Local development testing of a Messengerbot is trickier because when you send a message to a bot the message shows up in Messenger. And when you tap the button the reply goes back to your test webhook. So as far as I know there’s no clean way to do this in a unit testable fashion. What I did was install the test version of the bot into Messenger and record the user ID. When making the test script for each scenario, which user ID to use, the test or production version, is selected at runtime. If a scenario involves asking the user to answer a question the question will be sent from the script. Then you go to your phone and use the test bot to make the reply. The reply will go to your test webhook, so that code should be functional. I’m not really happy with this approach, but it sort of worked, and was quicker than testing everything through Messenger.
Someday everything should be installed from GitHub, but today is not that day.
Adoption
Uptake has not been good. I’m hoping as tax season draws near activity will pick up. Part of the problem is as a programmer I pretty much suck at marketing. I’m trying Messenger Bot ads but those aren’t working.

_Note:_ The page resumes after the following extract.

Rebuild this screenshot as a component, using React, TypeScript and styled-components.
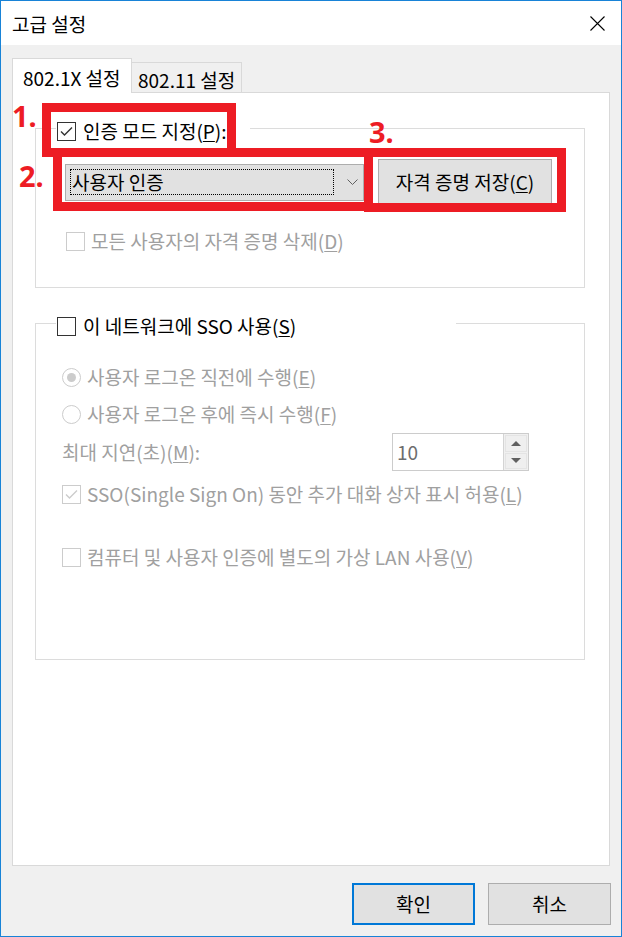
import React from "react";
import styled, { createGlobalStyle } from "styled-components";

const GlobalStyle = createGlobalStyle`
  html, body {
    margin: 0;
    padding: 0;
    background: #fff;
  }
`;

const Window = styled.div`
  position: relative;
  box-sizing: border-box;
  width: 622px;
  height: 937px;
  border: 1px solid #1883d7;
  background: #f0f0f0;
  display: flex;
  flex-direction: column;
  font-family: "Noto Sans CJK KR", "Noto Sans", sans-serif;
  font-size: 19px;
  color: #000;
  overflow: hidden;
`;

const TitleBar = styled.div`
  flex: none;
  box-sizing: border-box;
  height: 44px;
  background: #fff;
  display: flex;
  align-items: center;
  justify-content: space-between;
  padding: 1px 16px 0 11px;
`;

const Title = styled.span`
  line-height: 20px;
`;

const Body = styled.div`
  flex: 1;
  display: flex;
  flex-direction: column;
  padding: 13px 11px 11px;
`;

const TabStrip = styled.div`
  position: relative;
  z-index: 1;
  height: 34px;
  display: flex;
  align-items: flex-end;
`;

const Tab = styled.div<{ $active?: boolean }>`
  box-sizing: border-box;
  border: 1px solid #d9d9d9;
  border-bottom: none;
  line-height: 20px;
  white-space: nowrap;
  ${(p) =>
    p.$active
      ? `
    width: 120px;
    height: 35px;
    margin-bottom: -1px;
    background: #fff;
    padding: 9px 0 0 10px;
  `
      : `
    width: 110px;
    height: 30px;
    border-left: none;
    background: #f0f0f0;
    padding: 7px 0 0 6px;
  `}
`;

const Panel = styled.div`
  box-sizing: border-box;
  height: 774px;
  border: 1px solid #d9d9d9;
  background: #fff;
  display: flex;
  flex-direction: column;
  padding: 0 24px 0 22px;
`;

const GroupBox = styled.div<{ $top: number; $height: number }>`
  box-sizing: border-box;
  margin-top: ${(p) => p.$top}px;
  height: ${(p) => p.$height}px;
  border: 1px solid #dcdcdc;
  display: flex;
  flex-direction: column;
`;

const GroupHeader = styled.div<{ $width: number }>`
  box-sizing: border-box;
  align-self: flex-start;
  width: ${(p) => p.$width}px;
  height: 20px;
  margin: -8px 0 0 20px;
  padding-left: 1px;
  background: #fff;
  display: flex;
  align-items: center;
`;

const OptionRow = styled.div<{ $top: number; $left: number }>`
  display: flex;
  align-items: center;
  height: 20px;
  margin: ${(p) => p.$top}px 0 0 ${(p) => p.$left}px;
`;

const CheckBox = styled.span<{ $disabled?: boolean }>`
  box-sizing: border-box;
  flex: none;
  width: 19px;
  height: 19px;
  border: 1px solid ${(p) => (p.$disabled ? "#cccccc" : "#333333")};
  background: #fff;
  display: flex;
  align-items: center;
  justify-content: center;
`;

const Radio = styled.span`
  box-sizing: border-box;
  flex: none;
  width: 19px;
  height: 19px;
  border: 1px solid #cccccc;
  border-radius: 50%;
  background: #fff;
  display: flex;
  align-items: center;
  justify-content: center;
`;

const RadioDot = styled.span`
  width: 9px;
  height: 9px;
  border-radius: 50%;
  background: #cccccc;
`;

const Label = styled.span<{ $disabled?: boolean; $gap?: number }>`
  margin-left: ${(p) => p.$gap ?? 6}px;
  line-height: 20px;
  white-space: nowrap;
  color: ${(p) => (p.$disabled ? "#a0a0a0" : "#000")};

  u {
    text-underline-offset: 2px;
  }
`;

const ControlRow = styled.div`
  display: flex;
  align-items: center;
  gap: 14px;
  margin: 18px 0 0 29px;
`;

const ComboBox = styled.div`
  box-sizing: border-box;
  width: 299px;
  height: 37px;
  border: 1px solid #adadad;
  background: #e1e1e1;
  display: flex;
  align-items: center;
  padding: 0 5px 0 4px;
`;

const FocusRect = styled.div`
  box-sizing: border-box;
  width: 264px;
  height: 26px;
  border: 1px dotted #000;
  padding-left: 1px;
  display: flex;
  align-items: center;
  line-height: 20px;
`;

const Chevron = styled.svg`
  margin-left: auto;
  flex: none;
`;

const PushButton = styled.button<{ $width: number; $height: number; $default?: boolean }>`
  box-sizing: border-box;
  width: ${(p) => p.$width}px;
  height: ${(p) => p.$height}px;
  padding: 0;
  border: ${(p) => (p.$default ? "2px solid #0078d7" : "1px solid #adadad")};
  background: #e1e1e1;
  font: inherit;
  color: #000;
  line-height: 20px;
  display: flex;
  align-items: center;
  justify-content: center;

  u {
    text-underline-offset: 2px;
  }
`;

const DelayRow = styled.div`
  display: flex;
  align-items: center;
  height: 38px;
  margin: 9px 0 0 26px;
`;

const DelayLabel = styled.span`
  flex: 0 0 330px;
  line-height: 20px;
  color: #a0a0a0;

  u {
    text-underline-offset: 2px;
  }
`;

const SpinBox = styled.div`
  box-sizing: border-box;
  width: 137px;
  height: 38px;
  border: 1px solid #cccccc;
  background: #fff;
  display: flex;
`;

const SpinValue = styled.span`
  flex: 1;
  padding-left: 4px;
  line-height: 36px;
  color: #6d6d6d;
`;

const SpinColumn = styled.div`
  box-sizing: border-box;
  width: 25px;
  border-left: 1px solid #d4d4d4;
  background: #f0f0f0;
  display: flex;
  flex-direction: column;
  padding: 1px;
  gap: 1px;
`;

const SpinButton = styled.div`
  box-sizing: border-box;
  flex: 1;
  border: 1px solid #e4e4e4;
  background: #efefef;
  display: flex;
  align-items: center;
  justify-content: center;
`;

const Arrow = styled.span<{ $down?: boolean }>`
  width: 0;
  height: 0;
  border-left: 5px solid transparent;
  border-right: 5px solid transparent;
  ${(p) => (p.$down ? "border-top" : "border-bottom")}: 5px solid #606060;
`;

const Footer = styled.div`
  display: flex;
  justify-content: flex-end;
  gap: 13px;
  margin: 17px -1px 0 0;
`;

const Marker = styled.div<{ $x: number; $y: number; $w: number; $h: number }>`
  position: absolute;
  box-sizing: border-box;
  left: ${(p) => p.$x - 1}px;
  top: ${(p) => p.$y - 1}px;
  width: ${(p) => p.$w}px;
  height: ${(p) => p.$h}px;
  border: 9px solid #ed1c24;
  pointer-events: none;
`;

const StepNumber = styled.span<{ $x: number; $y: number }>`
  position: absolute;
  left: ${(p) => p.$x - 1}px;
  top: ${(p) => p.$y - 1}px;
  font-family: "Noto Sans", "Liberation Sans", sans-serif;
  font-weight: 700;
  font-size: 29px;
  line-height: 29px;
  color: #ed1c24;
  white-space: nowrap;
`;

function CheckMark({ color }: { color: string }) {
  return (
    <svg width="17" height="17" viewBox="0 0 17 17">
      <polyline points="3,8.5 6.5,12 14,4.5" fill="none" stroke={color} strokeWidth="1.4" />
    </svg>
  );
}

function Check({ checked, disabled }: { checked?: boolean; disabled?: boolean }) {
  return (
    <CheckBox $disabled={disabled}>
      {checked ? <CheckMark color={disabled ? "#cccccc" : "#333333"} /> : null}
    </CheckBox>
  );
}

export default function App() {
  return (
    <>
      <GlobalStyle />
      <Window>
        <TitleBar>
          <Title>고급 설정</Title>
          <svg width="15" height="15" viewBox="0 0 15 15">
            <path d="M0.5 0.5 L14.5 14.5 M14.5 0.5 L0.5 14.5" stroke="#000" strokeWidth="1.1" />
          </svg>
        </TitleBar>

        <Body>
          <TabStrip>
            <Tab $active>802.1X 설정</Tab>
            <Tab>802.11 설정</Tab>
          </TabStrip>

          <Panel>
            <GroupBox $top={35} $height={160}>
              <GroupHeader $width={194}>
                <Check checked />
                <Label $gap={7}>
                  인증 모드 지정(<u>P</u>):
                </Label>
              </GroupHeader>
              <ControlRow>
                <ComboBox>
                  <FocusRect>사용자 인증</FocusRect>
                  <Chevron width="11" height="6" viewBox="0 0 11 6">
                    <polyline points="0.5,0.5 5.5,5.5 10.5,0.5" fill="none" stroke="#606060" strokeWidth="1" />
                  </Chevron>
                </ComboBox>
                <PushButton $width={174} $height={46}>
                  자격 증명 저장(<u>C</u>)
                </PushButton>
              </ControlRow>
              <OptionRow $top={26} $left={30}>
                <Check disabled />
                <Label $disabled>
                  모든 사용자의 자격 증명 삭제(<u>D</u>)
                </Label>
              </OptionRow>
            </GroupBox>

            <GroupBox $top={35} $height={337}>
              <GroupHeader $width={400}>
                <Check />
                <Label $gap={7}>
                  이 네트워크에 SSO 사용(<u>S</u>)
                </Label>
              </GroupHeader>
              <OptionRow $top={31} $left={26}>
                <Radio>
                  <RadioDot />
                </Radio>
                <Label $disabled>
                  사용자 로그온 직전에 수행(<u>E</u>)
                </Label>
              </OptionRow>
              <OptionRow $top={17} $left={26}>
                <Radio />
                <Label $disabled>
                  사용자 로그온 후에 즉시 수행(<u>F</u>)
                </Label>
              </OptionRow>
              <DelayRow>
                <DelayLabel>
                  최대 지연(초)(<u>M</u>):
                </DelayLabel>
                <SpinBox>
                  <SpinValue>10</SpinValue>
                  <SpinColumn>
                    <SpinButton>
                      <Arrow />
                    </SpinButton>
                    <SpinButton>
                      <Arrow $down />
                    </SpinButton>
                  </SpinColumn>
                </SpinBox>
              </DelayRow>
              <OptionRow $top={13} $left={26}>
                <Check checked disabled />
                <Label $disabled>
                  SSO(Single Sign On) 동안 추가 대화 상자 표시 허용(<u>L</u>)
                </Label>
              </OptionRow>
              <OptionRow $top={43} $left={26}>
                <Check disabled />
                <Label $disabled>
                  컴퓨터 및 사용자 인증에 별도의 가상 LAN 사용(<u>V</u>)
                </Label>
              </OptionRow>
            </GroupBox>
          </Panel>

          <Footer>
            <PushButton $width={123} $height={42} $default>
              확인
            </PushButton>
            <PushButton $width={123} $height={42}>
              취소
            </PushButton>
          </Footer>
        </Body>

        <Marker $x={42} $y={103} $w={194} $h={54} />
        <Marker $x={53} $y={148} $w={320} $h={63} />
        <Marker $x={364} $y={148} $w={202} $h={64} />
        <StepNumber $x={12} $y={101}>1.</StepNumber>
        <StepNumber $x={19} $y={161}>2.</StepNumber>
        <StepNumber $x={369} $y={117}>3.</StepNumber>
      </Window>
    </>
  );
}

Using the funnel metaphor users who give the bot a try don’t convert, they bail before they actually convert and ask a question. It’s probable there’s a trust issue. They don’t know who they are asking or what kind of answer they will get. I try to address those concerns on the website and on the bot page. You don’t have to pay if you don’t like the answer, for example, so it’s risk free.
One possibility is people aren’t really using Messenger bots and it’s a failed experiment for this sort of application.
Another possibility is my bot isn’t very good. Something that is entirely possible.
If you have any thoughts or questions please let me know.
Lessons Learned
Don’t do what you know. Before blindly doing what you know take a look around and see if there's a better option.
API First. Come up with an abstraction for your service and implement it in one place. You'll thank yourself when you have to implement another client on a different platform.
DTO First. I made the mistake of spreading database access code through the code base. Just make a data transfer object and centralize the code in one place from the start. Then it can be easily packaged and reused.
One thing at a time. The smart thing to do would have to been make one simple bot to test out the concept. I knew this at the time, but I really wanted to see what it would be like to develop a bot across all three platforms. The person who made that decision was an idiot.
KISS. So easy to say, so hard to do.
Plan ahead for Node and Browser module sharing. It's hard to retrofit once you have a lot of code already written.
Code sharing. Sharing nicely modularized library code between Lambda functions worked out great in practice. It made it easy to test from the command line.
Serverless works. For all the reasons everyone gushes about. It lets one person get a lot done. You have devops, but you have much less to manage. For unpredictable workloads it's much cheaper and more scalable. I can't say the tooling suck because I chose not to use any, but we still have a ways to go to figure out how all this works in practice.
Events > API. Using webhooks to connect systems together using Serverless is very powerful. By comparison standing up a box and running a process to use an API seems primitive.
Like most lessons most of these are depressingly head slappingly obvious in retrospect, but I guess that's why they're lessons.